EXERCISE AIM —
State how many lines of the entries hold the string "this", and nothing more.

PROVIDED RECORDS —
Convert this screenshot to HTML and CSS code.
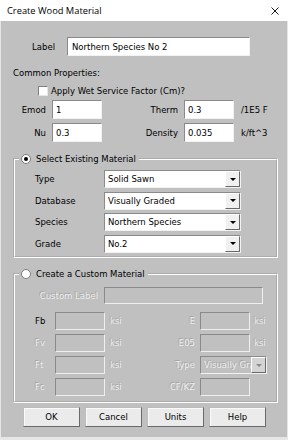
FILE: index.html
```
<!DOCTYPE html>
<html lang="en">
<head>
  <meta charset="UTF-8" />
  <title>Create Wood Material</title>
  <link rel="stylesheet" href="styles.css">
</head>
<body>
<div class="dlg">

  <!-- title bar -->
  <div class="titlebar">
    <span class="title">Create Wood Material</span>
    <svg class="close" width="8" height="8" viewBox="0 0 8 8">
      <path d="M0.5 0.5L7.5 7.5M7.5 0.5L0.5 7.5" stroke="#1a1a1a" stroke-width="1" fill="none"/>
    </svg>
  </div>

  <div class="pane">

    <div class="label-row">
      <span class="label-lbl">Label</span>
      <input class="edit label-edit" value="Northern Species No 2">
    </div>

    <div class="caption">Common Properties:</div>

    <div class="check-row">
      <span class="check"></span>
      <span>Apply Wet Service Factor (Cm)?</span>
    </div>

    <div class="prop-row row-a">
      <span class="l1">Emod</span>
      <input class="edit small" value="1">
      <span class="l2">Therm</span>
      <input class="edit small" value="0.3">
      <span class="unit">/1E5 F</span>
    </div>
    <div class="prop-row row-b">
      <span class="l1">Nu</span>
      <input class="edit small" value="0.3">
      <span class="l2">Density</span>
      <input class="edit small" value="0.035">
      <span class="unit">k/ft^3</span>
    </div>

    <!-- existing material -->
    <fieldset class="grp grp-existing">
      <legend><span class="legend"><span class="radio on"></span>Select Existing Material</span></legend>
      <div class="grp-grid">
        <span>Type</span>
        <div class="combo"><span class="combo-text">Solid Sawn</span><span class="combo-btn"></span></div>
        <span>Database</span>
        <div class="combo"><span class="combo-text">Visually Graded</span><span class="combo-btn"></span></div>
        <span>Species</span>
        <div class="combo"><span class="combo-text">Northern Species</span><span class="combo-btn"></span></div>
        <span>Grade</span>
        <div class="combo"><span class="combo-text">No.2</span><span class="combo-btn"></span></div>
      </div>
    </fieldset>

    <!-- custom material (disabled) -->
    <fieldset class="grp grp-custom">
      <legend><span class="legend"><span class="radio"></span>Create a Custom Material</span></legend>
      <div class="cust">
        <div class="cust-row">
          <span class="cl dis">Custom Label</span>
          <span class="box off wide"></span>
        </div>
        <div class="cust-grid">
          <div class="cust-line">
            <span class="c-l1">Fb</span><span class="box off"></span><span class="c-u1 dis">ksi</span>
            <span class="c-l2 dis">E</span><span class="box off"></span><span class="c-u2 dis">ksi</span>
          </div>
          <div class="cust-line">
            <span class="c-l1 dis">Fv</span><span class="box off"></span><span class="c-u1 dis">ksi</span>
            <span class="c-l2 dis">E05</span><span class="box off"></span><span class="c-u2 dis">ksi</span>
          </div>
          <div class="cust-line">
            <span class="c-l1 dis">Ft</span><span class="box off"></span><span class="c-u1 dis">ksi</span>
            <span class="c-l2 dis">Type</span>
            <div class="combo combo-off"><span class="combo-text dis">Visually Graded</span><span class="combo-btn"></span></div>
          </div>
          <div class="cust-line">
            <span class="c-l1 dis">Fc</span><span class="box off"></span><span class="c-u1 dis">ksi</span>
            <span class="c-l2 dis">CF/KZ</span><span class="box off"></span>
          </div>
        </div>
      </div>
    </fieldset>

    <div class="btns">
      <button class="btn">OK</button>
      <button class="btn">Cancel</button>
      <button class="btn">Units</button>
      <button class="btn">Help</button>
    </div>

  </div>
</div>
</body>
</html>
```

FILE: styles.css
```
body {
  margin: 0;
  font-family: "DejaVu Sans", sans-serif;
  font-size: 8.5px;
  color: #000;
}
.dlg {
  width: 288px;
  height: 440px;
  background: #e6e6e6;
  display: flex;
  flex-direction: column;
}
.titlebar {
  height: 21px;
  flex-shrink: 0;
  background: #fff;
  display: flex;
  align-items: center;
  justify-content: space-between;
  padding: 0 9px 0 7px;
}
.title {
  font-family: "Open Sans", sans-serif;
  font-size: 9.3px;
  color: #000;
}
.close {
  display: block;
}
.pane {
  margin: 0 1px 3px;
  height: 416px;
  background: #c0c0c0;
  overflow: hidden;
}

/* edits */
.edit {
  box-sizing: border-box;
  font: inherit;
  color: #000;
  margin: 0;
  padding: 0 3px;
  background: #fff;
  border: 1px solid;
  border-color: #8a8a8a #f2f2f2 #f2f2f2 #8a8a8a;
  outline: none;
}
.label-row {
  display: flex;
  align-items: center;
  height: 19px;
  margin-top: 16px;
}
.label-lbl {
  width: 54px;
  text-align: right;
  margin-right: 12px;
}
.label-edit {
  width: 183px;
  height: 19px;
  padding-left: 4px;
}
.caption {
  margin-top: 11px;
  line-height: 12px;
  padding-left: 12px;
}
.check-row {
  display: flex;
  align-items: center;
  height: 12px;
  margin-top: 6px;
  padding-left: 37px;
}
.check {
  width: 10px;
  height: 10px;
  box-sizing: border-box;
  background: #fff;
  border: 1px solid;
  border-color: #808080 #e6e6e6 #e6e6e6 #808080;
  margin-right: 3px;
}
.prop-row {
  display: flex;
  align-items: center;
  height: 19px;
}
.row-a { margin-top: 3px; }
.row-b { margin-top: 4px; }
.prop-row .l1 {
  width: 45px;
  text-align: right;
  margin-right: 6px;
}
.prop-row .l2 {
  width: 76px;
  text-align: right;
  margin-right: 6px;
}
.small {
  width: 50px;
  height: 19px;
}
.unit {
  margin-left: 7px;
}

/* group boxes */
.grp {
  margin: 11px 9px 0 12px;
  padding: 0;
  min-width: 0;
  border: 2px groove #fff;
}
.grp-custom {
  margin-top: 10px;
}
.grp legend {
  margin-left: 4px;
  padding: 0 3px 0 2px;
  line-height: 12px;
}
.legend {
  display: inline-flex;
  align-items: center;
  vertical-align: top;
  height: 12px;
}
.radio {
  width: 10px;
  height: 10px;
  box-sizing: border-box;
  border-radius: 50%;
  background: #fff;
  border: 1px solid #7c7c7c;
  margin-right: 5px;
  display: inline-flex;
  align-items: center;
  justify-content: center;
}
.radio.on::after {
  content: "";
  width: 4px;
  height: 4px;
  border-radius: 50%;
  background: #000;
}
.grp-grid {
  display: grid;
  grid-template-columns: 69px 137px;
  grid-auto-rows: 18px;
  row-gap: 3.5px;
  align-items: center;
  padding: 5px 0 3.5px 20px;
}

/* combo boxes */
.combo {
  box-sizing: border-box;
  height: 18px;
  display: flex;
  align-items: center;
  background: #fff;
  border: 1px solid;
  border-color: #8a8a8a #f2f2f2 #f2f2f2 #8a8a8a;
  padding-left: 3px;
}
.combo-text {
  flex: 1;
  overflow: hidden;
  white-space: nowrap;
}
.combo-btn {
  width: 15px;
  height: 100%;
  box-sizing: border-box;
  background: #f0f0f0;
  border: 1px solid;
  border-color: #fff #696969 #696969 #fff;
  display: flex;
  align-items: center;
  justify-content: center;
}
.combo-btn::after {
  content: "";
  border-left: 3px solid transparent;
  border-right: 3px solid transparent;
  border-top: 3px solid #000;
}
.combo-off {
  width: 67px;
  background: #c0c0c0;
  margin-left: 0;
}
.combo-off .combo-btn {
  background: #d4d4d4;
}
.combo-off .combo-btn::after {
  border-top-color: #8a8a8a;
}

/* custom material */
.cust {
  padding: 7px 0 5px 20px;
}
.cust-row {
  display: flex;
  align-items: center;
  height: 17px;
}
.cl {
  width: 63px;
  text-align: right;
  margin-right: 6px;
}
.box {
  box-sizing: border-box;
  width: 50px;
  height: 18px;
  border: 1px solid;
}
.box.off {
  background: #c0c0c0;
  border-color: #8a8a8a #efefef #efefef #8a8a8a;
}
.box.wide {
  width: 159px;
  height: 17px;
}
.cust-grid {
  display: grid;
  grid-auto-rows: 18px;
  row-gap: 4px;
  margin-top: 8px;
}
.cust-line {
  display: flex;
  align-items: center;
}
.c-l1 { width: 20px; }
.c-u1 { width: 55px; margin-left: 5px; }
.c-l2 { width: 30px; text-align: right; margin-right: 5px; }
.c-u2 { margin-left: 4px; }
.dis {
  color: #ededed;
  text-shadow: -1px -1px 0 rgba(130, 130, 130, 0.45);
}

/* buttons */
.btns {
  display: flex;
  gap: 5px;
  padding-left: 22px;
  margin-top: 4px;
}
.btn {
  width: 57px;
  height: 20px;
  box-sizing: border-box;
  padding: 0;
  font: inherit;
  color: #000;
  background: #ebebeb;
  border: 1px solid;
  border-color: #bdbdbd #6a6a6a #6a6a6a #bdbdbd;
  box-shadow: inset 1px 1px 0 #fafafa;
}
```
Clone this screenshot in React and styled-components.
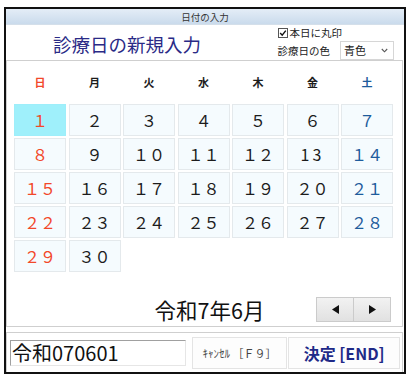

TASK ANSWER —
2